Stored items

##########

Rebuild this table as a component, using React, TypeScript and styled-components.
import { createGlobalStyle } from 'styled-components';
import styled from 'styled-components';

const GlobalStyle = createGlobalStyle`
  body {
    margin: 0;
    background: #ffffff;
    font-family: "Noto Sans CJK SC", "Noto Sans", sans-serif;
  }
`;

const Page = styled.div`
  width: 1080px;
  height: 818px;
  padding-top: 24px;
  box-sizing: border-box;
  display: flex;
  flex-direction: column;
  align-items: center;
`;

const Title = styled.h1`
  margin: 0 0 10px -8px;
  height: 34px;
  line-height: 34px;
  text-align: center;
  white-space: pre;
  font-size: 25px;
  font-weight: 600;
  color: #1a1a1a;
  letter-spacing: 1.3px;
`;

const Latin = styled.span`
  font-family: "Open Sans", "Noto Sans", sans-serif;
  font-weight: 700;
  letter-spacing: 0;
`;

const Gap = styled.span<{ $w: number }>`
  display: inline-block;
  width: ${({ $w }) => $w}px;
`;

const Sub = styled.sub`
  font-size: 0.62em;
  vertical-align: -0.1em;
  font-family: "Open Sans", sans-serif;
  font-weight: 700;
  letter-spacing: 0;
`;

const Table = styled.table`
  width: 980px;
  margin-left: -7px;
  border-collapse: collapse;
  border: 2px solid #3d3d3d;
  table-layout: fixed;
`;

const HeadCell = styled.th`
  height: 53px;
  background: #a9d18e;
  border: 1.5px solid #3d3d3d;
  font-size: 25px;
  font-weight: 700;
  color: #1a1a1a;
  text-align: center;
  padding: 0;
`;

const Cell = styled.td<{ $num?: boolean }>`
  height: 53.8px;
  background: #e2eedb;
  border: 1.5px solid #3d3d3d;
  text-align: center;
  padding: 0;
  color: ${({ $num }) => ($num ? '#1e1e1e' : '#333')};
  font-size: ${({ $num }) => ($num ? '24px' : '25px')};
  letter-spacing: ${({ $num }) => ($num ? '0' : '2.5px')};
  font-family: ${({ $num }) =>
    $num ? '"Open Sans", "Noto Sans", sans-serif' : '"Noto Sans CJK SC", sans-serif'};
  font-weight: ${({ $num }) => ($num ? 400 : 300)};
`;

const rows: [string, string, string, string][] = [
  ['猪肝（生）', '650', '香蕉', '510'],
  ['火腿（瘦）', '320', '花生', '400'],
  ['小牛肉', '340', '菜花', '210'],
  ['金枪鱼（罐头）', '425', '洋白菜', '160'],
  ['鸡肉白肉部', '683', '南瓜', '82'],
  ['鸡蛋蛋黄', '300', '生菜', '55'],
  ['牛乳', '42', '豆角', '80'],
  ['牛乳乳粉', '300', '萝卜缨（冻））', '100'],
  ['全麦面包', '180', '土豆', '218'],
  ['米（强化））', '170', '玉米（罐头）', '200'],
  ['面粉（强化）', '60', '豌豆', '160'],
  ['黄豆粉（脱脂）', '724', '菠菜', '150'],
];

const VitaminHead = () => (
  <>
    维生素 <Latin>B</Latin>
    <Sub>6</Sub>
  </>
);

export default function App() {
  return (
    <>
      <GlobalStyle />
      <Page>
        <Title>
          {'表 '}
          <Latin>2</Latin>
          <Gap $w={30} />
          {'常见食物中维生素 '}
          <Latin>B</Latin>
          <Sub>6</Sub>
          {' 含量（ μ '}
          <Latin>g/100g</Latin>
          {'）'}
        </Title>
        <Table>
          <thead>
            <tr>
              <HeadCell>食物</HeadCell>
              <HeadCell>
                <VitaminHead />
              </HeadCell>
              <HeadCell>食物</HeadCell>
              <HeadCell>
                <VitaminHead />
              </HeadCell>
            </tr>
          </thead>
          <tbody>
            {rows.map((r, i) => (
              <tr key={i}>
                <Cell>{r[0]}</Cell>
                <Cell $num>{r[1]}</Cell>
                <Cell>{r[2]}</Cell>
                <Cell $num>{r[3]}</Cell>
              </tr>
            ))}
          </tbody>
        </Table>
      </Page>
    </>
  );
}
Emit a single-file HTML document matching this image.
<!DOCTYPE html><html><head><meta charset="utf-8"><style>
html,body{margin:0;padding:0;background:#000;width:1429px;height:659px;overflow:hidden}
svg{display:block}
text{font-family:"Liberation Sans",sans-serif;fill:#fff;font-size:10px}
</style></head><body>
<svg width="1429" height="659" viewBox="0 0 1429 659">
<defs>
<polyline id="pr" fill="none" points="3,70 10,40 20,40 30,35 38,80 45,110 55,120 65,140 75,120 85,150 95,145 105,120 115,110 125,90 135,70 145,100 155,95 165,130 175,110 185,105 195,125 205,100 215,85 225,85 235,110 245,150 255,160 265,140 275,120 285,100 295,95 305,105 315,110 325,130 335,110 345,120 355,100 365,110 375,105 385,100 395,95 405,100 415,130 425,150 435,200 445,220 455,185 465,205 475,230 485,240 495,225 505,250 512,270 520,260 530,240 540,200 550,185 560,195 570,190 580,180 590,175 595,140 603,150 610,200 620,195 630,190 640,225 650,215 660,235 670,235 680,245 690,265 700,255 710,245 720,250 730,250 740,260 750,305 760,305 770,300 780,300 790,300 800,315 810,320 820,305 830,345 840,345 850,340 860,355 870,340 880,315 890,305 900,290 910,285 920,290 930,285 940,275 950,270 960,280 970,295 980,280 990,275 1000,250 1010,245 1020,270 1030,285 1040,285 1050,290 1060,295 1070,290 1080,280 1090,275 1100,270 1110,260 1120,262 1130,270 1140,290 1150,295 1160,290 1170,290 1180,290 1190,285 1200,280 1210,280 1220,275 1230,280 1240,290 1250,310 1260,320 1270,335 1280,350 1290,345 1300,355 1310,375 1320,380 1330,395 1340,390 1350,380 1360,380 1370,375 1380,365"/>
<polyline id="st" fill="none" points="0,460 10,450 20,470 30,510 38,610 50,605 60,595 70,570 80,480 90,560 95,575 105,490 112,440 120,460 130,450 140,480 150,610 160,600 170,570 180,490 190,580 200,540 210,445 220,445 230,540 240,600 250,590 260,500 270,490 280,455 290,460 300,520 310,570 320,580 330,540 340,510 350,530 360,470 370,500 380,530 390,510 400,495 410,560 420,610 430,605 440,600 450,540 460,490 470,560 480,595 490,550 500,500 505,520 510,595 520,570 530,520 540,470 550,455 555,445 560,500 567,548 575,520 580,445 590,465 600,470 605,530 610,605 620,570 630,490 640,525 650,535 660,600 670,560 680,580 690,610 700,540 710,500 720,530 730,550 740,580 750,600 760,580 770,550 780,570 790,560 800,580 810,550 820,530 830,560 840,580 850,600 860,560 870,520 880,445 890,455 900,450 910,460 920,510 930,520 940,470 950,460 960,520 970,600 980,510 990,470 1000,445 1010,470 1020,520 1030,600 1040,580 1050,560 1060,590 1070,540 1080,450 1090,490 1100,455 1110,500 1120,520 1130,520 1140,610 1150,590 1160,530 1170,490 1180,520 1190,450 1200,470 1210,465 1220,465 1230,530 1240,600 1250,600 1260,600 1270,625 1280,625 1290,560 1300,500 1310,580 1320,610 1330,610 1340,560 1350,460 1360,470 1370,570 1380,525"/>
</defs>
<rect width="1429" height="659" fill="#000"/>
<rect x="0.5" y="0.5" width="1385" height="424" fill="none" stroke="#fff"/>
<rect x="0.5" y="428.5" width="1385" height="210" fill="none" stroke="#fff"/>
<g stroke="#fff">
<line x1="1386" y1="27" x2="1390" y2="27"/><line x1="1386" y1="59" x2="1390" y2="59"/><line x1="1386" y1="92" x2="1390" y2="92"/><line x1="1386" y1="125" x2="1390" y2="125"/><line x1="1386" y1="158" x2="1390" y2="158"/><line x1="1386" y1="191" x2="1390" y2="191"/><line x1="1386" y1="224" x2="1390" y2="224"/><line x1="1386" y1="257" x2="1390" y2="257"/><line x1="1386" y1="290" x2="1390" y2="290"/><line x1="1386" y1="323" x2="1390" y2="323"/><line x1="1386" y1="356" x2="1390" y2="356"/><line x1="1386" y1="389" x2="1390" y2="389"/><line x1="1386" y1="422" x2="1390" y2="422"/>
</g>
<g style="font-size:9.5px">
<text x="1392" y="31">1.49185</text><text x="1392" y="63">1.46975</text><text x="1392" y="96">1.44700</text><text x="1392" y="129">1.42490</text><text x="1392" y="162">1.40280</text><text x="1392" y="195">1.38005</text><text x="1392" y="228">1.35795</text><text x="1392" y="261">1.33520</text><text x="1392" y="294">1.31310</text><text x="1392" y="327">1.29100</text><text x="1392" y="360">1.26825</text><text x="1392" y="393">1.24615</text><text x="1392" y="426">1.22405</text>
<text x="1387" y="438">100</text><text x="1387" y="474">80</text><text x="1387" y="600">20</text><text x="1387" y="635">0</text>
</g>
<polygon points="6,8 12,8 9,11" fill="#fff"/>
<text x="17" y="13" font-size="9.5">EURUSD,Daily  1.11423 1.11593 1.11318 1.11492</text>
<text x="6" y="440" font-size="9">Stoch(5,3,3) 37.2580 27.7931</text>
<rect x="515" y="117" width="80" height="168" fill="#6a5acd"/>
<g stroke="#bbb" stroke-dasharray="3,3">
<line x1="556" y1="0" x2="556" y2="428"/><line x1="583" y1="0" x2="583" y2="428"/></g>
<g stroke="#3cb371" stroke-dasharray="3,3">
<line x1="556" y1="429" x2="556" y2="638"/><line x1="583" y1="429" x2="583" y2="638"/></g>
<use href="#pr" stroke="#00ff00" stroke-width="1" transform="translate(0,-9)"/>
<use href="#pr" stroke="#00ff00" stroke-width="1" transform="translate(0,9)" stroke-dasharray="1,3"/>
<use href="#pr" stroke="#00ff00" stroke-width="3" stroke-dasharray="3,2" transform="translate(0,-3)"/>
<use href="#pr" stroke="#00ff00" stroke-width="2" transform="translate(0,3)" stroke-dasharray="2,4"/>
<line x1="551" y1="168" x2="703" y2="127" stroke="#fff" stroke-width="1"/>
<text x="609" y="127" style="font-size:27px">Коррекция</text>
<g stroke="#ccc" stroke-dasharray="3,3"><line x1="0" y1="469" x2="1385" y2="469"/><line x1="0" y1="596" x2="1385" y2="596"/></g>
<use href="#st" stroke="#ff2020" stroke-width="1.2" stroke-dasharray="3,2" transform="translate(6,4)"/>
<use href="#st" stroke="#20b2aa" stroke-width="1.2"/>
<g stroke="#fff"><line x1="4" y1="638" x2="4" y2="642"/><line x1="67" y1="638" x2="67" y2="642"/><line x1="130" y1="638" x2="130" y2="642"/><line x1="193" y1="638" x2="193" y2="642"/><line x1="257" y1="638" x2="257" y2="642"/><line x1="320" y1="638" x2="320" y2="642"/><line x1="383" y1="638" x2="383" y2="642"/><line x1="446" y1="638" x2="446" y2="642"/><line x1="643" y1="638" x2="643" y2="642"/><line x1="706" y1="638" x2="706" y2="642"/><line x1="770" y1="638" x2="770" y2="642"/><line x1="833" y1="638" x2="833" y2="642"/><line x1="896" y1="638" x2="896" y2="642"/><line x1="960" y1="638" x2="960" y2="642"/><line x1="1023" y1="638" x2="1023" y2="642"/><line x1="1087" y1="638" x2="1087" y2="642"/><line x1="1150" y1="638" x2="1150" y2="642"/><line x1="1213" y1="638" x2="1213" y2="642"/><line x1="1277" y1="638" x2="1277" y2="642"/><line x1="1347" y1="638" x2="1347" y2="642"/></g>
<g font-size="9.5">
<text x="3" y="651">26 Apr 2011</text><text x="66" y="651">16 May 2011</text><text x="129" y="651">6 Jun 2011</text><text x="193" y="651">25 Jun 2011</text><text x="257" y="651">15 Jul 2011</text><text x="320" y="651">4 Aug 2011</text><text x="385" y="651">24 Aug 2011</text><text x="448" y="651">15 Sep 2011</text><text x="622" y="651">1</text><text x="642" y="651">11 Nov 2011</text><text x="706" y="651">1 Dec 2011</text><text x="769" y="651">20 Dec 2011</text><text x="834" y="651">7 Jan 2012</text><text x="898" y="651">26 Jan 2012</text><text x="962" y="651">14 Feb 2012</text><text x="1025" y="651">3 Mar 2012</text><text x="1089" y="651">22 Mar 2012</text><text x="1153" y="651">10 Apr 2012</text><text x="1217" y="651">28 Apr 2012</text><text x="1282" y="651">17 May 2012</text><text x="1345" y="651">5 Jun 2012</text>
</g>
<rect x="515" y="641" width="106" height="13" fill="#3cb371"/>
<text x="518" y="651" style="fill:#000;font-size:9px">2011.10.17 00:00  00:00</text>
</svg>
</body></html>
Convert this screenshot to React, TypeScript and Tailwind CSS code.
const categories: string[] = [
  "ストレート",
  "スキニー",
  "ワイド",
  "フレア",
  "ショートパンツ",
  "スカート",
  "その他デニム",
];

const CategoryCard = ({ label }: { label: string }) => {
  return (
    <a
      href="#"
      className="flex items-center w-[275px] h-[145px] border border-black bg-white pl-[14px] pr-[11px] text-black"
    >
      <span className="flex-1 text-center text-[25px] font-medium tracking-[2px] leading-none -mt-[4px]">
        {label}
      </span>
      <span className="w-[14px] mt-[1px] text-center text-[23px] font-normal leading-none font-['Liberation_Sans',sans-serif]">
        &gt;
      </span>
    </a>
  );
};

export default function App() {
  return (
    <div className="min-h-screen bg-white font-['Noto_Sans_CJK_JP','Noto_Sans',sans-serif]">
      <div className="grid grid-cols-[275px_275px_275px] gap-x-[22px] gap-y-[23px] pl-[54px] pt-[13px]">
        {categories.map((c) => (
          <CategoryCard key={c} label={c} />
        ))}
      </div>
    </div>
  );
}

##########

* EXERCISE DESCRIPTION *
Among the entries, how many lines contain the string "this"? Give the number without anything else.

* EXPECTED ANSWER *
3